(Rows from a dataset of pages and code)

----------------------------------------

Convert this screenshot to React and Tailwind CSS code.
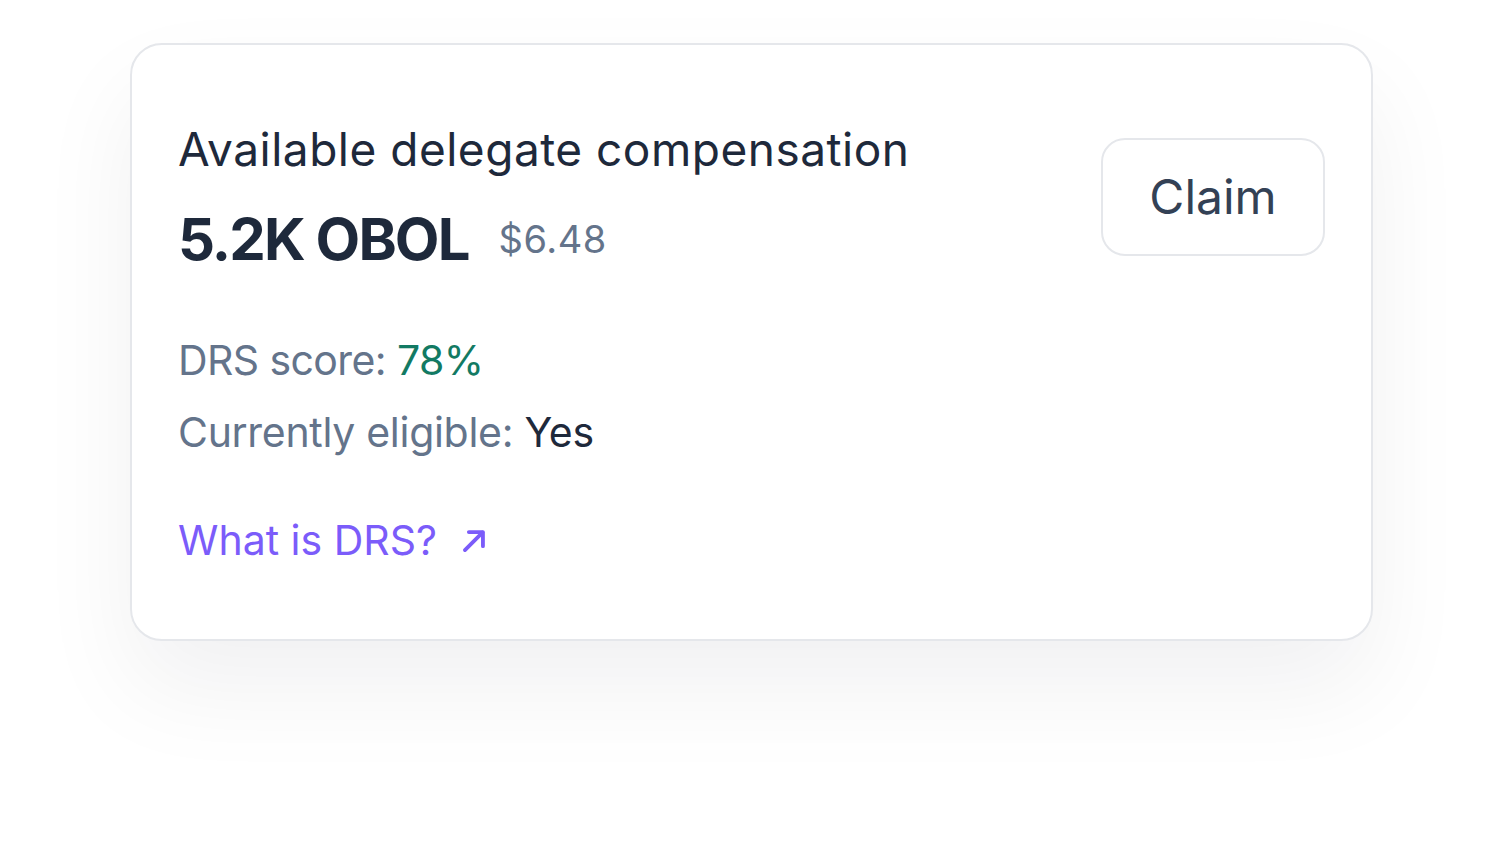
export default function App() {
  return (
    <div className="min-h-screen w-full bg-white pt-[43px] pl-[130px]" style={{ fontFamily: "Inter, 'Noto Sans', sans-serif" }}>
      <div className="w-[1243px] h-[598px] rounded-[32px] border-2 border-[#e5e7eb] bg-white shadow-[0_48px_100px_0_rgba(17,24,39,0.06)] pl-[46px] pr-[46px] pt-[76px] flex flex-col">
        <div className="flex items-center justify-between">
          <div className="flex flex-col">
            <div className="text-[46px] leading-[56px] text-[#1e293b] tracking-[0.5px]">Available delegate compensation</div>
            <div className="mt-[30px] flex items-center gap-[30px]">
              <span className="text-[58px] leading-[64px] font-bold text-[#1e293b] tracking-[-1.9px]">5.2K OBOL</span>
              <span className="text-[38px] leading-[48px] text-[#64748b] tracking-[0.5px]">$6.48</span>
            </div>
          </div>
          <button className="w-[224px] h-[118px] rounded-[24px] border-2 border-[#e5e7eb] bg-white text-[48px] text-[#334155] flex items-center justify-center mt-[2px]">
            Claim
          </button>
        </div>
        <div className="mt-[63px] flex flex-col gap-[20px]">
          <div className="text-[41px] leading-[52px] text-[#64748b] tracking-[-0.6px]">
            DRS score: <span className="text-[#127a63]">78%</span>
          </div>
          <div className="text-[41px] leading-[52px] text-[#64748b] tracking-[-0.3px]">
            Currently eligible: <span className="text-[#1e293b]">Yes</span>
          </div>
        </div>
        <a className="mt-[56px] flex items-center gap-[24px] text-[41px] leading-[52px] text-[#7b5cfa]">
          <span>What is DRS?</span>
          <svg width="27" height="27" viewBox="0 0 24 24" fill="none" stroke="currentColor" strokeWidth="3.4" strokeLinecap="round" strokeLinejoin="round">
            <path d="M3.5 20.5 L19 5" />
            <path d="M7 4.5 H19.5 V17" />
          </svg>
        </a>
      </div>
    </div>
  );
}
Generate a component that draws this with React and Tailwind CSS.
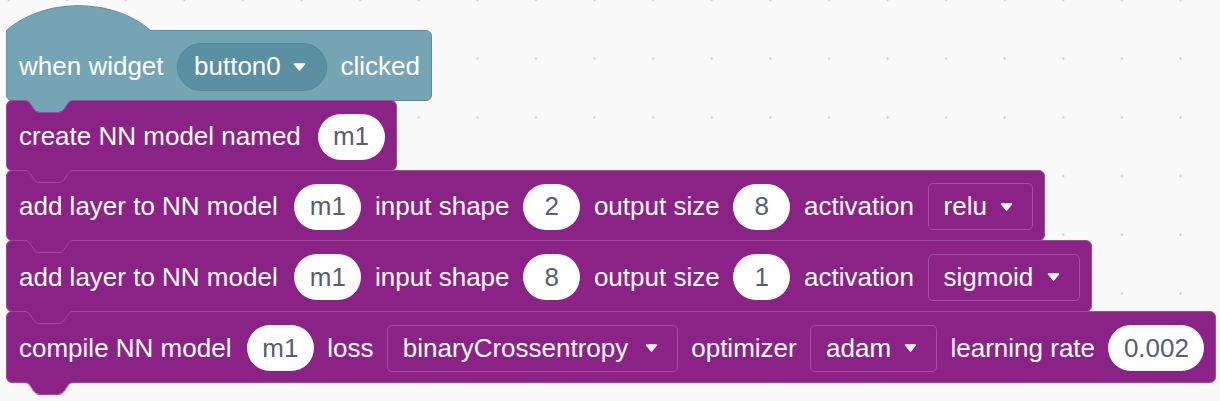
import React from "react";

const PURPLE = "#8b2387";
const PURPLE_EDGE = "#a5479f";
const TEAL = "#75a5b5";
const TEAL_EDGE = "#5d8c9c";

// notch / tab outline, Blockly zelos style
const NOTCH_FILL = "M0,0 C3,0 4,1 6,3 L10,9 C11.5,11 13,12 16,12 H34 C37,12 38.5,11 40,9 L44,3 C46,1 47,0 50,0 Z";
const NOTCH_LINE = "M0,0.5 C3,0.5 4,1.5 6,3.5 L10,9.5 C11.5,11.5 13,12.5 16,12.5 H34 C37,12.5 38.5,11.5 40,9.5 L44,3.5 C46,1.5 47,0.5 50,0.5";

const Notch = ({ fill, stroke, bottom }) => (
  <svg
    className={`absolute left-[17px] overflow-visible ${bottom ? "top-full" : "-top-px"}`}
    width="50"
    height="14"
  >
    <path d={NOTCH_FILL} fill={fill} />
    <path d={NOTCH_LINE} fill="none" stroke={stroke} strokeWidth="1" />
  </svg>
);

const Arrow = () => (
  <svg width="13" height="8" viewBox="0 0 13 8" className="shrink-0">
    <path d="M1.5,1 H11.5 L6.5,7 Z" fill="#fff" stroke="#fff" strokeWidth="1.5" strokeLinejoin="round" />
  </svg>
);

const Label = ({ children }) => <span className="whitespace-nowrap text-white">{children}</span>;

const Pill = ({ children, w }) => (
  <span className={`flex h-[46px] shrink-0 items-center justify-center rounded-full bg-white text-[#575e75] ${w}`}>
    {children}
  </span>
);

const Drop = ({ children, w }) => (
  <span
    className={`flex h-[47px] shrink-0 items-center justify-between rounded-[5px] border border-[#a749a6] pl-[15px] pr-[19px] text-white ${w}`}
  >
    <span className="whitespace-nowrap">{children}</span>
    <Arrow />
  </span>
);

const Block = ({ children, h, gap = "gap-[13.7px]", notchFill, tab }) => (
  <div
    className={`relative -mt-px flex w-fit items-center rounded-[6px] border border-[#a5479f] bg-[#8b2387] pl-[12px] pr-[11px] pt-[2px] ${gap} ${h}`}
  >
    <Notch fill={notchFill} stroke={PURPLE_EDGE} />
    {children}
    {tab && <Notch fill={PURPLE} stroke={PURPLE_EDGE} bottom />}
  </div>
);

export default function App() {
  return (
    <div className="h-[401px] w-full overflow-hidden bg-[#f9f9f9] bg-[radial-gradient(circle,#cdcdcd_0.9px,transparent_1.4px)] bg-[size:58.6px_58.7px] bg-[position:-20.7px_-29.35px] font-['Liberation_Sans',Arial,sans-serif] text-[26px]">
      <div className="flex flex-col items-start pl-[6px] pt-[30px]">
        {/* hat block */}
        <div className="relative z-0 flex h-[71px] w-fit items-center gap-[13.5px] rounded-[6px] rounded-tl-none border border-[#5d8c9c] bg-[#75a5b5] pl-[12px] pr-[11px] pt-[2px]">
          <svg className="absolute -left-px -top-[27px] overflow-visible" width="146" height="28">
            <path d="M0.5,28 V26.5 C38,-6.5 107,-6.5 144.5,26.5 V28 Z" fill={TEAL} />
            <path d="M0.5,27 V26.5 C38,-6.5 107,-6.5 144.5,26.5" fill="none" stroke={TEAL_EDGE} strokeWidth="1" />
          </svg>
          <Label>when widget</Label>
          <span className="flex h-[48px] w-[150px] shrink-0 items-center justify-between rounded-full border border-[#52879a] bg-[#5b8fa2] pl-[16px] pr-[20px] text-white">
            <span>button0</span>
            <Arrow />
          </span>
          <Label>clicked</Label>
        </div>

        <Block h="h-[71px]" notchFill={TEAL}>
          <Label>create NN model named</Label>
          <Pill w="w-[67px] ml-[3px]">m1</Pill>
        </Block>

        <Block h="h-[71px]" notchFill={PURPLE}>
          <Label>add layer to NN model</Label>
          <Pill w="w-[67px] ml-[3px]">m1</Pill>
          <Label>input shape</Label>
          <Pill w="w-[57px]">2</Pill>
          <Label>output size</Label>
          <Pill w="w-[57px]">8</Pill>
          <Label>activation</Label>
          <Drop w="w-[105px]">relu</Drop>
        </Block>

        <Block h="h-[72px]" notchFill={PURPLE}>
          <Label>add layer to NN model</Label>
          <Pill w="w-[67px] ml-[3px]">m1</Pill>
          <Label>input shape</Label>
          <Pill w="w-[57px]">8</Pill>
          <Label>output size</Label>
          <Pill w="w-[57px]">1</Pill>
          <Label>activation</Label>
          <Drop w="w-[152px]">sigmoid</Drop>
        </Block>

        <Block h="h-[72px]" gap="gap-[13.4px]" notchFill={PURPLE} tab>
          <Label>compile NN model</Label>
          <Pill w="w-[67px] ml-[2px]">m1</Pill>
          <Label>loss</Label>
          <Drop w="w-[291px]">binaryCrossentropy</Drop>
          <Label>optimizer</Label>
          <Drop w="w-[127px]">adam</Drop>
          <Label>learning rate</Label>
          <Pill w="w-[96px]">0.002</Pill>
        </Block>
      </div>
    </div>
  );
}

----------------------------------------

Prompt:
Above are records with pictures; repeat the records exactly and leave the pictures out.

Reply to the exercise:
Convert this screenshot to React and Tailwind CSS code.
export default function App() {
  return (
    <div className="min-h-screen w-full bg-white pt-[43px] pl-[130px]" style={{ fontFamily: "Inter, 'Noto Sans', sans-serif" }}>
      <div className="w-[1243px] h-[598px] rounded-[32px] border-2 border-[#e5e7eb] bg-white shadow-[0_48px_100px_0_rgba(17,24,39,0.06)] pl-[46px] pr-[46px] pt-[76px] flex flex-col">
        <div className="flex items-center justify-between">
          <div className="flex flex-col">
            <div className="text-[46px] leading-[56px] text-[#1e293b] tracking-[0.5px]">Available delegate compensation</div>
            <div className="mt-[30px] flex items-center gap-[30px]">
              <span className="text-[58px] leading-[64px] font-bold text-[#1e293b] tracking-[-1.9px]">5.2K OBOL</span>
              <span className="text-[38px] leading-[48px] text-[#64748b] tracking-[0.5px]">$6.48</span>
            </div>
          </div>
          <button className="w-[224px] h-[118px] rounded-[24px] border-2 border-[#e5e7eb] bg-white text-[48px] text-[#334155] flex items-center justify-center mt-[2px]">
            Claim
          </button>
        </div>
        <div className="mt-[63px] flex flex-col gap-[20px]">
          <div className="text-[41px] leading-[52px] text-[#64748b] tracking-[-0.6px]">
            DRS score: <span className="text-[#127a63]">78%</span>
          </div>
          <div className="text-[41px] leading-[52px] text-[#64748b] tracking-[-0.3px]">
            Currently eligible: <span className="text-[#1e293b]">Yes</span>
          </div>
        </div>
        <a className="mt-[56px] flex items-center gap-[24px] text-[41px] leading-[52px] text-[#7b5cfa]">
          <span>What is DRS?</span>
          <svg width="27" height="27" viewBox="0 0 24 24" fill="none" stroke="currentColor" strokeWidth="3.4" strokeLinecap="round" strokeLinejoin="round">
            <path d="M3.5 20.5 L19 5" />
            <path d="M7 4.5 H19.5 V17" />
          </svg>
        </a>
      </div>
    </div>
  );
}
Generate a component that draws this with React and Tailwind CSS.
import React from "react";

const PURPLE = "#8b2387";
const PURPLE_EDGE = "#a5479f";
const TEAL = "#75a5b5";
const TEAL_EDGE = "#5d8c9c";

// notch / tab outline, Blockly zelos style
const NOTCH_FILL = "M0,0 C3,0 4,1 6,3 L10,9 C11.5,11 13,12 16,12 H34 C37,12 38.5,11 40,9 L44,3 C46,1 47,0 50,0 Z";
const NOTCH_LINE = "M0,0.5 C3,0.5 4,1.5 6,3.5 L10,9.5 C11.5,11.5 13,12.5 16,12.5 H34 C37,12.5 38.5,11.5 40,9.5 L44,3.5 C46,1.5 47,0.5 50,0.5";

const Notch = ({ fill, stroke, bottom }) => (
  <svg
    className={`absolute left-[17px] overflow-visible ${bottom ? "top-full" : "-top-px"}`}
    width="50"
    height="14"
  >
    <path d={NOTCH_FILL} fill={fill} />
    <path d={NOTCH_LINE} fill="none" stroke={stroke} strokeWidth="1" />
  </svg>
);

const Arrow = () => (
  <svg width="13" height="8" viewBox="0 0 13 8" className="shrink-0">
    <path d="M1.5,1 H11.5 L6.5,7 Z" fill="#fff" stroke="#fff" strokeWidth="1.5" strokeLinejoin="round" />
  </svg>
);

const Label = ({ children }) => <span className="whitespace-nowrap text-white">{children}</span>;

const Pill = ({ children, w }) => (
  <span className={`flex h-[46px] shrink-0 items-center justify-center rounded-full bg-white text-[#575e75] ${w}`}>
    {children}
  </span>
);

const Drop = ({ children, w }) => (
  <span
    className={`flex h-[47px] shrink-0 items-center justify-between rounded-[5px] border border-[#a749a6] pl-[15px] pr-[19px] text-white ${w}`}
  >
    <span className="whitespace-nowrap">{children}</span>
    <Arrow />
  </span>
);

const Block = ({ children, h, gap = "gap-[13.7px]", notchFill, tab }) => (
  <div
    className={`relative -mt-px flex w-fit items-center rounded-[6px] border border-[#a5479f] bg-[#8b2387] pl-[12px] pr-[11px] pt-[2px] ${gap} ${h}`}
  >
    <Notch fill={notchFill} stroke={PURPLE_EDGE} />
    {children}
    {tab && <Notch fill={PURPLE} stroke={PURPLE_EDGE} bottom />}
  </div>
);

export default function App() {
  return (
    <div className="h-[401px] w-full overflow-hidden bg-[#f9f9f9] bg-[radial-gradient(circle,#cdcdcd_0.9px,transparent_1.4px)] bg-[size:58.6px_58.7px] bg-[position:-20.7px_-29.35px] font-['Liberation_Sans',Arial,sans-serif] text-[26px]">
      <div className="flex flex-col items-start pl-[6px] pt-[30px]">
        {/* hat block */}
        <div className="relative z-0 flex h-[71px] w-fit items-center gap-[13.5px] rounded-[6px] rounded-tl-none border border-[#5d8c9c] bg-[#75a5b5] pl-[12px] pr-[11px] pt-[2px]">
          <svg className="absolute -left-px -top-[27px] overflow-visible" width="146" height="28">
            <path d="M0.5,28 V26.5 C38,-6.5 107,-6.5 144.5,26.5 V28 Z" fill={TEAL} />
            <path d="M0.5,27 V26.5 C38,-6.5 107,-6.5 144.5,26.5" fill="none" stroke={TEAL_EDGE} strokeWidth="1" />
          </svg>
          <Label>when widget</Label>
          <span className="flex h-[48px] w-[150px] shrink-0 items-center justify-between rounded-full border border-[#52879a] bg-[#5b8fa2] pl-[16px] pr-[20px] text-white">
            <span>button0</span>
            <Arrow />
          </span>
          <Label>clicked</Label>
        </div>

        <Block h="h-[71px]" notchFill={TEAL}>
          <Label>create NN model named</Label>
          <Pill w="w-[67px] ml-[3px]">m1</Pill>
        </Block>

        <Block h="h-[71px]" notchFill={PURPLE}>
          <Label>add layer to NN model</Label>
          <Pill w="w-[67px] ml-[3px]">m1</Pill>
          <Label>input shape</Label>
          <Pill w="w-[57px]">2</Pill>
          <Label>output size</Label>
          <Pill w="w-[57px]">8</Pill>
          <Label>activation</Label>
          <Drop w="w-[105px]">relu</Drop>
        </Block>

        <Block h="h-[72px]" notchFill={PURPLE}>
          <Label>add layer to NN model</Label>
          <Pill w="w-[67px] ml-[3px]">m1</Pill>
          <Label>input shape</Label>
          <Pill w="w-[57px]">8</Pill>
          <Label>output size</Label>
          <Pill w="w-[57px]">1</Pill>
          <Label>activation</Label>
          <Drop w="w-[152px]">sigmoid</Drop>
        </Block>

        <Block h="h-[72px]" gap="gap-[13.4px]" notchFill={PURPLE} tab>
          <Label>compile NN model</Label>
          <Pill w="w-[67px] ml-[2px]">m1</Pill>
          <Label>loss</Label>
          <Drop w="w-[291px]">binaryCrossentropy</Drop>
          <Label>optimizer</Label>
          <Drop w="w-[127px]">adam</Drop>
          <Label>learning rate</Label>
          <Pill w="w-[96px]">0.002</Pill>
        </Block>
      </div>
    </div>
  );
}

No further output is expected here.